E o apóstolo Paulo (Col 3,12-21) propõe-nos viver em família
revestidos do “Homem Novo”, ou seja, cultivando aquele conjunto de virtudes que
resultam da união com Cristo: misericórdia, bondade, humildade, mansidão,
paciência – com especial lugar para o perdão das ofensas –, a exemplo de Cristo
que sempre manifestou a sua imensa capacidade de perdoar. Trata-se de exigências
e manifestações da caridade, que é a fonte de onde brotam todas as virtudes do
cristão. É certo que também os gregos enumeravam como exigência do viver
humano uma série de virtudes. Porém, em Paulo e segundo o Evangelho, estas
virtudes, porque resultantes da íntima relação do crente com Cristo, levam à
verdade, à universalidade, à totalidade, à radicalidade. Assim, a humildade
implica o respeito e cultivo da dignidade total em nós e nos outros, não
podendo nós querer ser superiores a alguém, nem fingir pequenez para que nos engrandeçam;
o perdão é para aplicar sempre e para com todos. Enfim, viver “em Cristo”

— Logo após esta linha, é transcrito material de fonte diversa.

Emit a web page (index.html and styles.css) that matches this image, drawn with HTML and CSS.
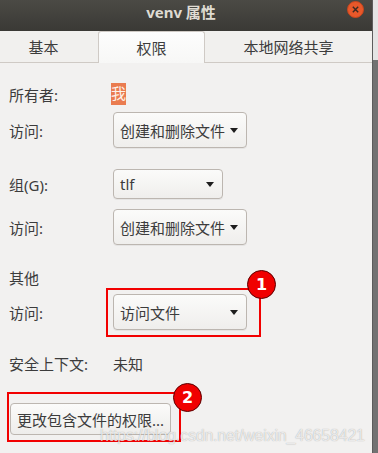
FILE: index.html
```html
<!DOCTYPE html>
<html lang="zh">
<head>
    <meta charset="UTF-8">
    <title>venv 属性</title>
    <link rel="stylesheet" href="styles.css">
</head>
<body>
    <div class="screen">
        <div class="window">
            <div class="titlebar">
                <span class="title">venv 属性</span>
                <span class="close">
                    <svg width="17" height="17" viewBox="0 0 17 17">
                        <circle cx="8.5" cy="8.5" r="8" fill="#e8582a" stroke="#c8461e" stroke-width="1"/>
                        <path d="M5.8 5.8 L11.2 11.2 M11.2 5.8 L5.8 11.2" stroke="#3a2a22" stroke-width="1.4"/>
                    </svg>
                </span>
            </div>

            <div class="tabs">
                <div class="tab tab-first">基本</div>
                <div class="tab active">权限</div>
                <div class="tab tab-last">本地网络共享</div>
            </div>

            <div class="content">
                <div class="row row-owner">
                    <span class="label">所有者:</span>
                    <span class="owner">我</span>
                </div>
                <div class="row row-access1">
                    <span class="label">访问:</span>
                    <div class="combo wide"><span>创建和删除文件</span><i class="arrow"></i></div>
                </div>
                <div class="row row-group">
                    <span class="label">组(G):</span>
                    <div class="combo narrow"><span>tlf</span><i class="arrow"></i></div>
                </div>
                <div class="row row-access2">
                    <span class="label">访问:</span>
                    <div class="combo wide"><span>创建和删除文件</span><i class="arrow"></i></div>
                </div>
                <div class="row row-other">
                    <span class="label">其他</span>
                </div>
                <div class="row row-access3">
                    <span class="label">访问:</span>
                    <div class="combo wide"><span>访问文件</span><i class="arrow"></i></div>
                </div>
                <div class="row row-context">
                    <span class="label">安全上下文:</span>
                    <span>未知</span>
                </div>
                <div class="row row-button">
                    <button class="btn">更改包含文件的权限...</button>
                </div>
            </div>

            <!-- annotations drawn over the screenshot -->
            <div class="mark mark-1"></div>
            <div class="badge badge-1">1</div>
            <div class="mark mark-2"></div>
            <div class="badge badge-2">2</div>
            <div class="watermark">https://blog.csdn.net/weixin_46658421</div>
        </div>
        <div class="edge">
            <div class="edge-top"></div>
        </div>
    </div>
</body>
</html>
```

FILE: styles.css
```css
body {
    margin: 0;
    padding: 0;
    background: #6f6f6f;
    font-family: "Noto Sans", "Noto Sans CJK SC", sans-serif;
    font-size: 15px;
    color: #3c3c3c;
}

.screen {
    display: flex;
    width: 378px;
    height: 453px;
    overflow: hidden;
}

.window {
    position: relative;
    width: 373px;
    height: 453px;
    background: #f2f1f0;
    display: flex;
    flex-direction: column;
}

.titlebar {
    position: relative;
    height: 31px;
    background: linear-gradient(#4b4a45, #3a3935);
    display: flex;
    align-items: center;
    justify-content: center;
    padding-right: 10px;
    padding-bottom: 8px;
    box-sizing: border-box;
}

.title {
    color: #dfdbd2;
    font-weight: bold;
    font-size: 15px;
}

.close {
    position: absolute;
    right: 8px;
    top: 1px;
    line-height: 0;
}

.tabs {
    display: flex;
    height: 32px;
    box-sizing: border-box;
    border-bottom: 1px solid #cfcac5;
    background: #f1f0ee;
}

.tab {
    display: flex;
    align-items: center;
    justify-content: center;
    color: #3c3c3c;
}

.tab-first {
    width: 87px;
    padding-right: 11px;
}

.tab.active {
    width: 107px;
    box-sizing: border-box;
    background: linear-gradient(#fdfdfd, #f7f7f6);
    border: 1px solid #cfcac5;
    border-bottom: none;
    border-radius: 3px 3px 0 0;
    margin-bottom: -1px;
}

.tab-last {
    flex: 1;
}

.content {
    display: flex;
    flex-direction: column;
    padding: 20px 0 0 9px;
}

.row {
    display: flex;
    align-items: center;
}

.label {
    width: 104px;
    flex-shrink: 0;
}

.row-owner { height: 22px; }
.row-access1 { margin-top: 7px; }
.row-group { margin-top: 21px; }
.row-access2 { margin-top: 10px; }
.row-other { height: 22px; margin-top: 21px; }
.row-access3 { margin-top: 6px; }
.row-context { height: 22px; margin-top: 22px; }
.row-button { margin-top: 29px; }

.owner {
    background: #ea7c50;
    color: #fdf2ea;
    padding: 0 0 1px 0;
    margin-left: -2px;
    line-height: 21px;
}

.combo {
    display: flex;
    align-items: center;
    justify-content: space-between;
    box-sizing: border-box;
    height: 36px;
    padding: 0 8px 0 6px;
    border: 1px solid #bcb6b0;
    border-radius: 4px;
    background: linear-gradient(#fbfbfa, #efeeec);
    box-shadow: 0 1px 0 rgba(0, 0, 0, 0.05);
}

.combo.wide { width: 134px; }
.combo.narrow { width: 110px; height: 30px; }

.arrow {
    width: 0;
    height: 0;
    border-left: 4.5px solid transparent;
    border-right: 4.5px solid transparent;
    border-top: 5px solid #1e1e1e;
}

.btn {
    margin-left: 1px;
    width: 161px;
    height: 32px;
    padding: 0 0 0 6px;
    text-align: left;
    font-family: "Noto Sans", "Noto Sans CJK SC", sans-serif;
    font-size: 15px;
    color: #3c3c3c;
    border: 1px solid #bcb6b0;
    border-radius: 4px;
    background: linear-gradient(#fbfbfa, #eeedeb);
}

.mark {
    position: absolute;
    border: 2px solid #f20000;
    box-sizing: border-box;
}

.mark-1 {
    left: 106px;
    top: 288px;
    width: 155px;
    height: 49px;
}

.mark-2 {
    left: 7px;
    top: 392px;
    width: 174px;
    height: 50px;
}

.badge {
    position: absolute;
    width: 29px;
    height: 29px;
    box-sizing: border-box;
    border-radius: 50%;
    background: #f00000;
    border: 1px solid #5a0000;
    color: #fff;
    font-family: "DejaVu Sans", sans-serif;
    font-weight: bold;
    font-size: 16px;
    display: flex;
    align-items: center;
    justify-content: center;
}

.badge-1 { left: 247px; top: 270px; }
.badge-2 { left: 173px; top: 383px; }

.watermark {
    position: absolute;
    left: 100px;
    top: 427px;
    font-family: "Liberation Sans", Arial, sans-serif;
    font-size: 16px;
    letter-spacing: -0.2px;
    color: rgba(255, 255, 255, 0.75);
    text-shadow: 0 0 1px rgba(0, 0, 0, 0.35);
    white-space: nowrap;
}

.edge {
    width: 5px;
    background: #727272;
    border-left: 1px solid #5c5c5c;
}

.edge-top {
    height: 60px;
    background: #e4e4e4;
}
```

implica viver, como Ele, no amor total, no serviço, na disponibilidade, no dom
da vida, num dinamismo de amor não autossatisfatório, mas num amor oblativo,
nada interesseiro e nada narcisista, mas extensivo a todos, os de perto e os de
longe, sem distinção de amigos e inimigos.
Aplicando o ideal da vida cristã ao âmbito concreto da vida familiar, o apóstolo faz recomendações
específicas a cada elemento da família: à esposa, o respeito para com o marido (a submissão, que não
sujeição, linguagem epocal, deve ser percebida como concórdia); ao marido, o amor
à esposa, contra o domínio tirânico sobre ela; aos filhos, a obediência aos
pais; aos pais, com intuição pedagógica, a firmeza e moderação para com os filhos,
para não impedirem o normal desenvolvimento das suas capacidades e favorecerem
a autonomia. Para todos, a “caridade” (“agapê”) – entendida como
amor de doação, de entrega, a exemplo de Jesus que amou até ao dom da vida –
que deve presidir às relações entre os membros da família.
É desta forma que, no espaço
familiar, se manifesta o Homem Novo, o homem transformado por Cristo e que vive
segundo Cristo.
E, considerando os sobreditos predicados
paulinos como os vestidos próprios para a festa, mas que não se compram num
pronto-a-vestir, diz o Bispo de Lamego, Dom António Couto, que “nesta época de
bastante consumismo, convém que nunca nos esqueçamos de Deus, pois é Ele, e só
Ele, que veste carinhosamente o coração e as entranhas dos seus filhos”.
Distraídos não damos conta de Deus em
nós, nem de nós. A alienação de nós e da família, feita e regada no amor,
vínculo de perfeição, afasta-nos de nós. E é porque nunca Se desligou do efetivo
e afetivo laço familiar dentro de Si e para os homens, que enche do seu amor,
que Ele está connosco e teima em fazer-Se Natal redentor nos corações. E é pelo
amor total, feito dádiva generosa, que Ele não Se distrai e está em nós, mais
perto do que nós pensamos e sentimos.